SET TASK - Repeat the full listing below verbatim and keep the images out.

DATASET CONTENT -

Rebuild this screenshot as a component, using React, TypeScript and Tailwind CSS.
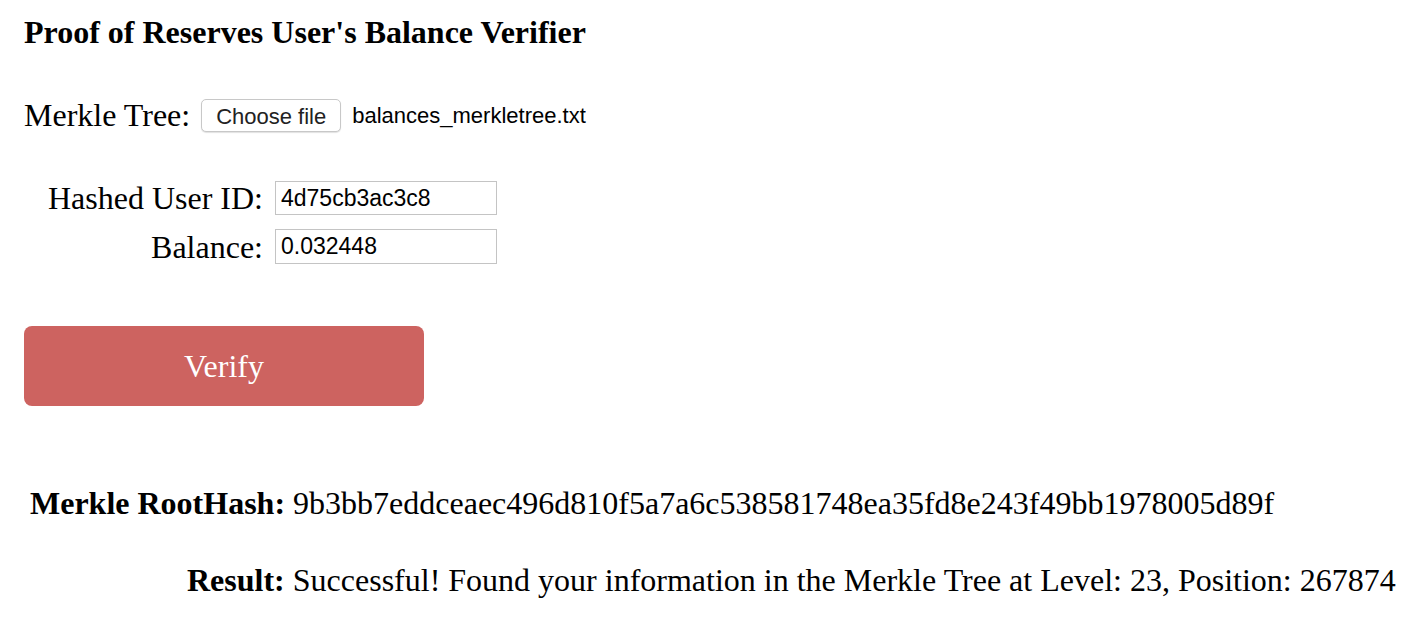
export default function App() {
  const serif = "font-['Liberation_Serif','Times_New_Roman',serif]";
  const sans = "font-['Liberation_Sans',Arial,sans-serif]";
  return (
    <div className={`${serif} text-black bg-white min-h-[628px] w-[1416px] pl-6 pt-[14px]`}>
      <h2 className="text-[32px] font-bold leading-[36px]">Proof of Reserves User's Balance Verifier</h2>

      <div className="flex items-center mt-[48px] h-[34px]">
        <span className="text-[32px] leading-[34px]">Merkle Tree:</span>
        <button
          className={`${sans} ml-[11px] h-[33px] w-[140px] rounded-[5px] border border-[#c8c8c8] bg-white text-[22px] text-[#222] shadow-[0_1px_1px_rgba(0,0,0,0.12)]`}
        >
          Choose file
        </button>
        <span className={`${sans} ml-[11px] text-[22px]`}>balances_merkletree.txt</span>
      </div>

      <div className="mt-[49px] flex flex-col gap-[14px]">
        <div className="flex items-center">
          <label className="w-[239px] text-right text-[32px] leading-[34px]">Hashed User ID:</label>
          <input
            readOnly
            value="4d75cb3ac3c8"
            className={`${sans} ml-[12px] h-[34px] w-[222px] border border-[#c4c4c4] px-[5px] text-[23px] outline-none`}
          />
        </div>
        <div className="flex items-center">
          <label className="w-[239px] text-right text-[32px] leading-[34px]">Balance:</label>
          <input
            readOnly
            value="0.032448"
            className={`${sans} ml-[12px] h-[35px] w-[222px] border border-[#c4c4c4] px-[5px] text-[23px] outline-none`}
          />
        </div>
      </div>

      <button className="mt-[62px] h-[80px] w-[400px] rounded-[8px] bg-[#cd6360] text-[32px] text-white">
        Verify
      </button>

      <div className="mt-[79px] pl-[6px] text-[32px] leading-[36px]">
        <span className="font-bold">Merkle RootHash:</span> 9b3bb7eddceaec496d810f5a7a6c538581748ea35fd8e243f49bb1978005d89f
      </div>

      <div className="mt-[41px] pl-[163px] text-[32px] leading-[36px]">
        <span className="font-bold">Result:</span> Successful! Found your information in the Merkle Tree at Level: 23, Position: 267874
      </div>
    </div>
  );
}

ANSWER TO THIS EXERCISE -
Rebuild this screenshot as a component, using React, TypeScript and Tailwind CSS.
export default function App() {
  const serif = "font-['Liberation_Serif','Times_New_Roman',serif]";
  const sans = "font-['Liberation_Sans',Arial,sans-serif]";
  return (
    <div className={`${serif} text-black bg-white min-h-[628px] w-[1416px] pl-6 pt-[14px]`}>
      <h2 className="text-[32px] font-bold leading-[36px]">Proof of Reserves User's Balance Verifier</h2>

      <div className="flex items-center mt-[48px] h-[34px]">
        <span className="text-[32px] leading-[34px]">Merkle Tree:</span>
        <button
          className={`${sans} ml-[11px] h-[33px] w-[140px] rounded-[5px] border border-[#c8c8c8] bg-white text-[22px] text-[#222] shadow-[0_1px_1px_rgba(0,0,0,0.12)]`}
        >
          Choose file
        </button>
        <span className={`${sans} ml-[11px] text-[22px]`}>balances_merkletree.txt</span>
      </div>

      <div className="mt-[49px] flex flex-col gap-[14px]">
        <div className="flex items-center">
          <label className="w-[239px] text-right text-[32px] leading-[34px]">Hashed User ID:</label>
          <input
            readOnly
            value="4d75cb3ac3c8"
            className={`${sans} ml-[12px] h-[34px] w-[222px] border border-[#c4c4c4] px-[5px] text-[23px] outline-none`}
          />
        </div>
        <div className="flex items-center">
          <label className="w-[239px] text-right text-[32px] leading-[34px]">Balance:</label>
          <input
            readOnly
            value="0.032448"
            className={`${sans} ml-[12px] h-[35px] w-[222px] border border-[#c4c4c4] px-[5px] text-[23px] outline-none`}
          />
        </div>
      </div>

      <button className="mt-[62px] h-[80px] w-[400px] rounded-[8px] bg-[#cd6360] text-[32px] text-white">
        Verify
      </button>

      <div className="mt-[79px] pl-[6px] text-[32px] leading-[36px]">
        <span className="font-bold">Merkle RootHash:</span> 9b3bb7eddceaec496d810f5a7a6c538581748ea35fd8e243f49bb1978005d89f
      </div>

      <div className="mt-[41px] pl-[163px] text-[32px] leading-[36px]">
        <span className="font-bold">Result:</span> Successful! Found your information in the Merkle Tree at Level: 23, Position: 267874
      </div>
    </div>
  );
}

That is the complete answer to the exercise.